» CHALLENGE
Give every line of the data again, unchanged, but with no pictures.

====

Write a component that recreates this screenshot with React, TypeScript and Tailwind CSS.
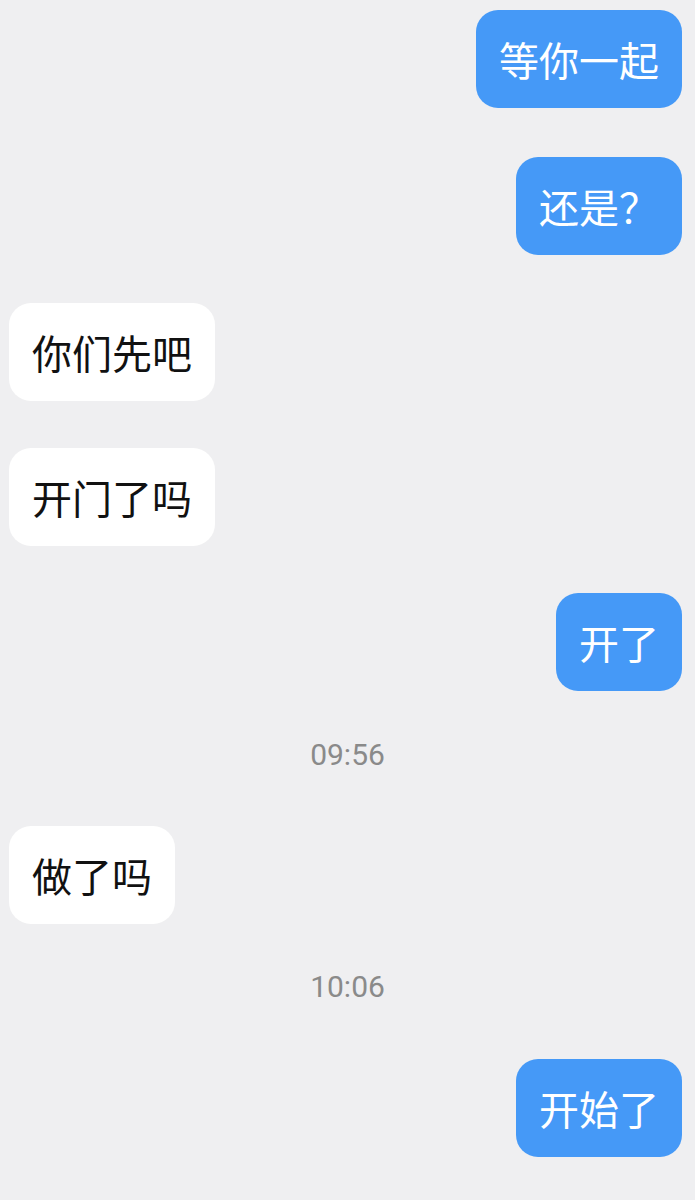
import React from 'react';

type Item =
  | { kind: 'me'; text: string; mt: string }
  | { kind: 'them'; text: string; mt: string }
  | { kind: 'time'; text: string; mt: string };

const items: Item[] = [
  { kind: 'me', text: '等你一起', mt: 'mt-[10px]' },
  { kind: 'me', text: '还是？', mt: 'mt-[49px]' },
  { kind: 'them', text: '你们先吧', mt: 'mt-[48px]' },
  { kind: 'them', text: '开门了吗', mt: 'mt-[47px]' },
  { kind: 'me', text: '开了', mt: 'mt-[47px]' },
  { kind: 'time', text: '09:56', mt: 'mt-[43px]' },
  { kind: 'them', text: '做了吗', mt: 'mt-[52px]' },
  { kind: 'time', text: '10:06', mt: 'mt-[42px]' },
  { kind: 'me', text: '开始了', mt: 'mt-[53px]' },
];

const Bubble: React.FC<{ mine: boolean; text: string }> = ({ mine, text }) => (
  <div
    className={
      mine
        ? 'bg-[#4599f7] text-white rounded-[22px] px-[23px] py-[22px] text-[40px] leading-[54px]'
        : 'bg-white text-[#111] rounded-[22px] px-[23px] py-[22px] text-[40px] leading-[54px]'
    }
  >
    {text}
  </div>
);

export default function App() {
  return (
    <div
      className="w-[695px] h-[1200px] bg-[#efeff1] flex flex-col overflow-hidden"
      style={{ fontFamily: '"Noto Sans CJK SC", "Noto Sans", sans-serif' }}
    >
      {items.map((it, i) => {
        if (it.kind === 'time') {
          return (
            <div
              key={i}
              className={`${it.mt} h-[40px] flex items-center justify-center text-[30px] text-[#8a8a8a] font-[Roboto,sans-serif]`}
            >
              {it.text}
            </div>
          );
        }
        return (
          <div
            key={i}
            className={`${it.mt} flex ${it.kind === 'me' ? 'justify-end pr-[13px]' : 'justify-start pl-[9px]'}`}
          >
            <Bubble mine={it.kind === 'me'} text={it.text} />
          </div>
        );
      })}
    </div>
  );
}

====

» FINISHED ANSWER
Write a component that recreates this screenshot with React, TypeScript and Tailwind CSS.
import React from 'react';

type Item =
  | { kind: 'me'; text: string; mt: string }
  | { kind: 'them'; text: string; mt: string }
  | { kind: 'time'; text: string; mt: string };

const items: Item[] = [
  { kind: 'me', text: '等你一起', mt: 'mt-[10px]' },
  { kind: 'me', text: '还是？', mt: 'mt-[49px]' },
  { kind: 'them', text: '你们先吧', mt: 'mt-[48px]' },
  { kind: 'them', text: '开门了吗', mt: 'mt-[47px]' },
  { kind: 'me', text: '开了', mt: 'mt-[47px]' },
  { kind: 'time', text: '09:56', mt: 'mt-[43px]' },
  { kind: 'them', text: '做了吗', mt: 'mt-[52px]' },
  { kind: 'time', text: '10:06', mt: 'mt-[42px]' },
  { kind: 'me', text: '开始了', mt: 'mt-[53px]' },
];

const Bubble: React.FC<{ mine: boolean; text: string }> = ({ mine, text }) => (
  <div
    className={
      mine
        ? 'bg-[#4599f7] text-white rounded-[22px] px-[23px] py-[22px] text-[40px] leading-[54px]'
        : 'bg-white text-[#111] rounded-[22px] px-[23px] py-[22px] text-[40px] leading-[54px]'
    }
  >
    {text}
  </div>
);

export default function App() {
  return (
    <div
      className="w-[695px] h-[1200px] bg-[#efeff1] flex flex-col overflow-hidden"
      style={{ fontFamily: '"Noto Sans CJK SC", "Noto Sans", sans-serif' }}
    >
      {items.map((it, i) => {
        if (it.kind === 'time') {
          return (
            <div
              key={i}
              className={`${it.mt} h-[40px] flex items-center justify-center text-[30px] text-[#8a8a8a] font-[Roboto,sans-serif]`}
            >
              {it.text}
            </div>
          );
        }
        return (
          <div
            key={i}
            className={`${it.mt} flex ${it.kind === 'me' ? 'justify-end pr-[13px]' : 'justify-start pl-[9px]'}`}
          >
            <Bubble mine={it.kind === 'me'} text={it.text} />
          </div>
        );
      })}
    </div>
  );
}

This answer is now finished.